SOURCE DATA
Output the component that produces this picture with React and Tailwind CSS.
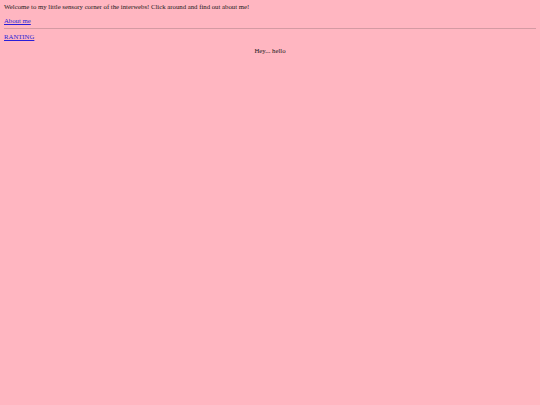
import React from 'react';

const App = () => {
  return (
    <div className="min-h-[405px] bg-[#ffb6c1] px-[4px] pt-[3px] font-['Liberation_Serif',serif] text-[6.75px] leading-[8px] text-[#1a1a1a]">
      <div>Welcome to my little sensory corner of the interwebs! Click around and find out about me!</div>
      <p className="mt-[6px] mb-[3px]">
        <a href="#" className="text-[#2a1fd8] underline">About me</a>
      </p>
      <hr className="my-[3px] border-t border-[#d49aa3]" />
      <p className="my-[4px]">
        <a href="#" className="text-[#2a1fd8] underline">RANTING</a>
      </p>
      <p className="mt-[6px] text-center">Hey... hello</p>
    </div>
  );
};

export default App;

TASK TO COMPLETE
Exclude the pictures. Write out the remaining data exactly.

FULL ANSWER
Output the component that produces this picture with React and Tailwind CSS.
import React from 'react';

const App = () => {
  return (
    <div className="min-h-[405px] bg-[#ffb6c1] px-[4px] pt-[3px] font-['Liberation_Serif',serif] text-[6.75px] leading-[8px] text-[#1a1a1a]">
      <div>Welcome to my little sensory corner of the interwebs! Click around and find out about me!</div>
      <p className="mt-[6px] mb-[3px]">
        <a href="#" className="text-[#2a1fd8] underline">About me</a>
      </p>
      <hr className="my-[3px] border-t border-[#d49aa3]" />
      <p className="my-[4px]">
        <a href="#" className="text-[#2a1fd8] underline">RANTING</a>
      </p>
      <p className="mt-[6px] text-center">Hey... hello</p>
    </div>
  );
};

export default App;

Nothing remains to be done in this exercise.